Despite all of the paranormal elements, the unknown remains unknown, and Aliens remains a rigorously scientific novel, even as it devotes a full chapter to a vision of what the world might be like if aliens really were to arrive on Earth. Han has written about ghosts, aliens, and other paranormal phenomena in Field Investigations of Ghosts (鬼的现场调查, 2002), and he is well-acquainted with rational, scientific approaches to such issues. As appendices, Han includes a timeline of UFO sightings in China, a translation of a 1997 Newsweek article on the subject, and a copy of a 1978 UN initiative on UFOs, and in an afterword, he dispels the notion that UFO investigation is a field run by kooks:

The work of the China UFO Research Organization is actually quite serious and professional. Eighty percent of its members have at least a junior-college education, and the core membership consists of people employed as experts in the fields of aeronautics and aerospace, geology, and meteorology. In the novel I mentioned that they also accepted qigong and spiritualism into their research, but even if they did, it was in their early stages. They certainly do not today, and in fact they actively oppose it.
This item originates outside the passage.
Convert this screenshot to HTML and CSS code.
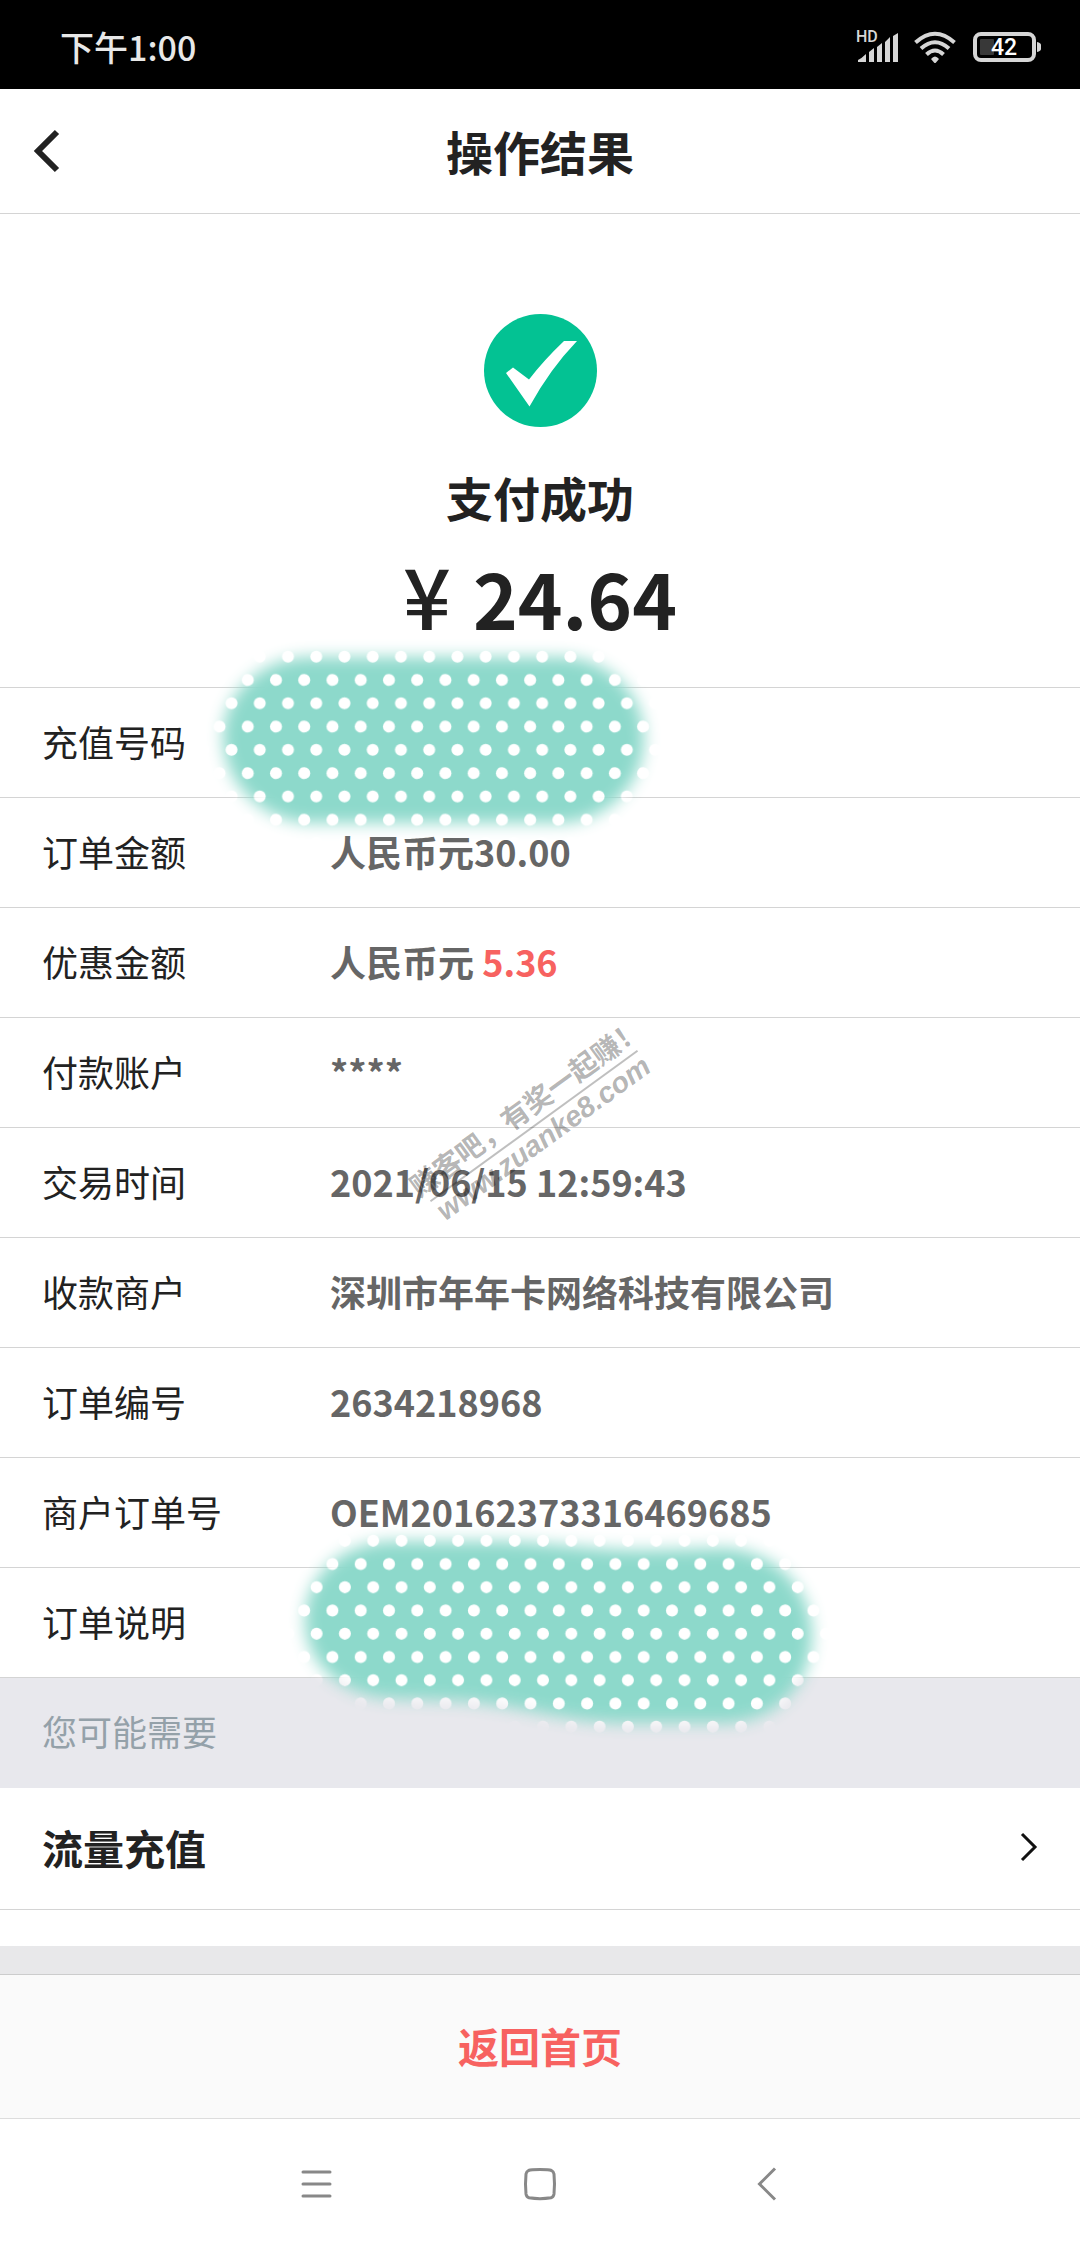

They strongly support using modern scientific techniques to study they mystery of UFOs. Many people are unaware of these facts and mock them as “zen for foxes”. (368; previously translated as a comment on Shanghai Scrap)

Han Song often notes that real life in contemporary China, particularly life in the state media, is often more science fictional than any SF story. He may have a point, but the imaginative stories written as fiction are usually more fun to read than fabricated statistics, reports filed before the events they purport to record, and credulous accounts of quack cure-alls.